The season may have ended on the pitch but there may well be another derby d’Italia contested over the summer with Italy’s two biggest clubs set to lock horns over one of the peninsula’s most prodigious young marksmen.
Mattia Destro has been drawing attention to himself with a series of impressive displays for Siena in Serie A and a big future is expected for him, so much so that a scramble is expected for his services during the summer mercato period. The promising young striker has an important choice to make which could be hugely influential on his future progress.
Mattia Destro was born in Ascoli in 1991 and took to football early on, partly due to the influence of his father, the former player and coach Flavio Destro. He joined the youth setup of his local side, Ascoli where his father worked and progressed there until he was spotted by Inter. After making his way up through the Beneamata ranks, he scored 18 goals in the 2009–10 national Primavera championships and was only outscored by a certain Mario Balotelli.
After receiving his first call up into the Nazionale youth scale, he has become a fixture and has represented Italy at each level up to U-21. Particular success came at U-19 level where he managed a very impressive 16 goals in 14 appearances before graduating to the U-21 team, after an injury to Alberto Paloschi created space for him to start. He has contributed 5 goals in 13 appearances thus far.

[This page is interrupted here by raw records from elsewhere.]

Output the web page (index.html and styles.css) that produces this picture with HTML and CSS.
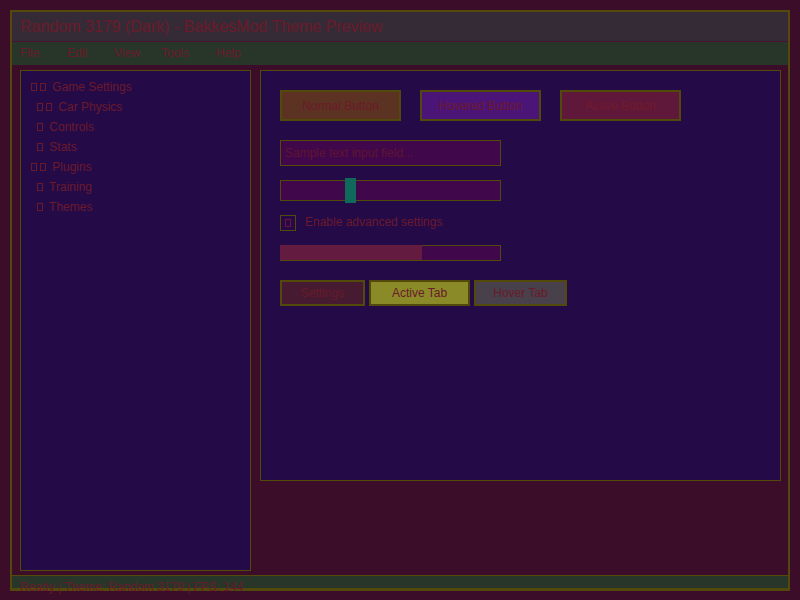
FILE: index.html
```html
<!DOCTYPE html>
<html lang="en">
<head>
<meta charset="utf-8">
<title>BakkesMod Theme Preview</title>
<link rel="stylesheet" href="styles.css">
</head>
<body>
<div class="window">
  <header class="titlebar">Random 3179 (Dark) - BakkesMod Theme Preview</header>
  <nav class="menubar">
    <span class="menu-item">File</span>
    <span class="menu-item">Edit</span>
    <span class="menu-item">View</span>
    <span class="menu-item menu-item--wide">Tools</span>
    <span class="menu-item">Help</span>
  </nav>
  <main class="main">
    <aside class="tree">
      <div class="tree-row"><span class="tofu"></span><span class="tofu"></span> Game Settings</div>
      <div class="tree-row tree-row--child"><span class="tofu"></span><span class="tofu"></span> Car Physics</div>
      <div class="tree-row tree-row--child"><span class="tofu"></span> Controls</div>
      <div class="tree-row tree-row--child"><span class="tofu"></span> Stats</div>
      <div class="tree-row"><span class="tofu"></span><span class="tofu"></span> Plugins</div>
      <div class="tree-row tree-row--child"><span class="tofu"></span> Training</div>
      <div class="tree-row tree-row--child"><span class="tofu"></span> Themes</div>
    </aside>
    <section class="preview">
      <div class="button-row">
        <div class="btn btn--normal">Normal Button</div>
        <div class="btn btn--hovered">Hovered Button</div>
        <div class="btn btn--active">Active Button</div>
      </div>
      <div class="text-input">Sample text input field...</div>
      <div class="slider"><span class="slider-thumb"></span></div>
      <div class="check-row">
        <span class="checkbox"><span class="tofu tofu--check"></span></span>
        <span class="check-label">Enable advanced settings</span>
      </div>
      <div class="progress"><span class="progress-fill" style="width: 65%"></span></div>
      <div class="tabs">
        <div class="tab tab--settings">Settings</div>
        <div class="tab tab--active">Active Tab</div>
        <div class="tab tab--hover">Hover Tab</div>
      </div>
    </section>
  </main>
  <footer class="statusbar">Ready | Theme: Random 3179 | FPS: 144</footer>
</div>
</body>
</html>
```
FILE: styles.css
```css
* { box-sizing: border-box; }

html, body {
  margin: 0;
  padding: 0;
  background: #3c0d28;
  font-family: "Liberation Sans", Arial, sans-serif;
  color: #6b1a2b;
  font-size: 12px;
}

.window {
  margin: 10px;
  height: 581px;
  border: 2px solid #52490a;
  display: flex;
  flex-direction: column;
}

.titlebar {
  height: 30px;
  background: #352b36;
  border-bottom: 1px solid #4a1230;
  padding-left: 8px;
  font-size: 16px;
  line-height: 29px;
}

.menubar {
  height: 23px;
  background: #283629;
  padding-left: 8px;
  display: flex;
  align-items: center;
  line-height: 23px;
}

.menu-item { width: 47px; }
.menu-item--wide { width: 55px; }

.main {
  flex: 1;
  display: flex;
  align-items: flex-start;
  gap: 9px;
  padding: 5px 7px 4px 8px;
}

.tree {
  width: 231px;
  height: 501px;
  background: #250a48;
  border: 1px solid #52490a;
  padding: 6px 0 0 10px;
}

.tree-row {
  height: 20px;
  line-height: 20px;
  white-space: nowrap;
}

.tree-row--child { padding-left: 6px; }

.tofu {
  display: inline-block;
  width: 6px;
  height: 8px;
  border: 1px solid currentColor;
  margin-right: 3px;
  vertical-align: baseline;
}

.preview {
  flex: 1;
  height: 411px;
  background: #250a48;
  border: 1px solid #52490a;
  padding: 19px;
  display: flex;
  flex-direction: column;
  align-items: flex-start;
}

.button-row {
  display: flex;
  gap: 19px;
  margin-bottom: 19px;
}

.btn {
  width: 121px;
  height: 31px;
  border: 2px solid #52490a;
  display: flex;
  align-items: center;
  justify-content: center;
}

.btn--normal { background: #5c3222; }
.btn--hovered { background: #4b1577; }
.btn--active { background: #5f173a; color: #731a2a; }

.text-input {
  width: 221px;
  height: 26px;
  border: 1px solid #52490a;
  background: #40084a;
  padding-left: 4px;
  line-height: 24px;
  color: #5f1532;
  margin-bottom: 14px;
}

.slider {
  position: relative;
  width: 221px;
  height: 21px;
  border: 1px solid #52490a;
  background: #40084a;
  margin-bottom: 14px;
}

.slider-thumb {
  position: absolute;
  left: 64px;
  top: -3px;
  width: 11px;
  height: 25px;
  background: #0f6a5c;
}

.check-row {
  display: flex;
  align-items: center;
  height: 16px;
  margin-bottom: 14px;
}

.check-label { margin-top: -2px; }

.checkbox {
  width: 16px;
  height: 16px;
  border: 1px solid #52490a;
  display: flex;
  align-items: center;
  justify-content: center;
  margin-right: 9px;
}

.tofu--check {
  color: #7c0f3c;
  margin-right: 0;
}

.progress {
  position: relative;
  width: 221px;
  height: 16px;
  border: 1px solid #52490a;
  background: #40084a;
  margin-bottom: 19px;
}

.progress-fill {
  position: absolute;
  left: -1px;
  top: -1px;
  bottom: 0;
  background: #631b40;
}

.tabs {
  display: flex;
  gap: 4px;
}

.tab {
  height: 26px;
  border: 2px solid #52490a;
  display: flex;
  align-items: center;
  justify-content: center;
}

.tab--settings { width: 85px; background: #461a30; color: #661a2c; }
.tab--active { width: 101px; background: #8a8a28; }
.tab--hover { width: 93px; background: #48404a; }

.statusbar {
  height: 14px;
  background: #283629;
  border-top: 1px solid #52490a;
  border-bottom: 1px solid #52490a;
  padding: 4px 0 0 8px;
  line-height: 14px;
  white-space: nowrap;
  overflow: visible;
}
```
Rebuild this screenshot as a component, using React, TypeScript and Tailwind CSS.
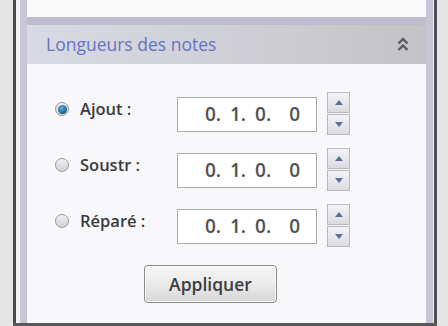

After some years in the Inter youth academy, Destro found himself with an impossible task to try and break into a team which had just won the treble, under Jose Mourinho. It had been the Portugese managers staff that scouted and recommended Destro after spotting him at Ascoli, however it was difficult to see at this age, how he would get into such a highly experienced side.
He was included as a makeweight in the deal which took Andrea Ranocchia to Inter from Genoa, which wasn’t ideal for the Serpenti as they would have preferred to hold on to him, but at the time, their need for the centre back was more pressing. It was here at the Marassi that he made his first senior appearances in Serie A scoring two goals. His first start came in September 2010 and was rewarded with a goal after just six minutes.
The deal was initially on loan and Genoa decided to take up the option to make the deal permanent for around £4 million however they allowed him to go on and join Siena on loan with the option to buy half his contract.
It was here that Destro found the space he needed to get a run of starts, particularly after the injury to Emmanuele Calaio in March, making 30 appearances in total and he managed to convert this into an impressive haul of 12 goals this season, which is a decent return when you consider that he is at one of the smallest clubs in the division. This performance led to a 14th place finish for the Bianconeri and was probably the decisive factor in keeping them out of the relegation fight.
Mattia is a hard working forward who is not afraid to tackle even if he is still rough round the edges, his hold up play is not the best either but this will improve in time. His main strength is undoubtedly his finishing and heading which are both accurate and composed. Destro has won praise not only for scoring but for the nature of his goals, having put away some nerveless finishes. His instinct for being in the right place is reminiscent of Fillipo Inzaghi. Possessing decent pace, his dribbling still needs work but all of the ingredients seem to be there for him to develop into a top class marksman
This remarkable season got even better in May when he was named amongst Cesare Prandelli’s 32 man preliminary squad for Euro 2012; “His call-up to the national squad is no fluke,” said Giuseppe Sannino, Siena’s coach. “Prandelli would have seen how the player has improved, but I don’t think he knows just how good he actually is.”
This call up is an indication that Destro is not your average goal poacher, as we know that Prandelli does not favour predictable out and out strikers. The former Juventus utility man likes his players to show versatility and most importantly not to be obvious in their approach so that they don’t give opponents an easy reference point to defend from.
It is unlikely that he will make the final cut this time but the experience of training with the senior Azzurri squad is only going to increase his motivation to reach the big time. A more likely scenario will see him integrated over the following World cup qualifiers for Brazil 2014.
With Inter ready to admit their mistake and battle with Juventus for his signature, and Genoa still likely to have a say in the matter, the immediate future is not clear. The forward is likely to prefer going where he can start every game so perhaps if he is signed by one of the giants he will find himself out on loan again. Either way, the outlook is extremely promising, and his development should be well worth following over the coming years.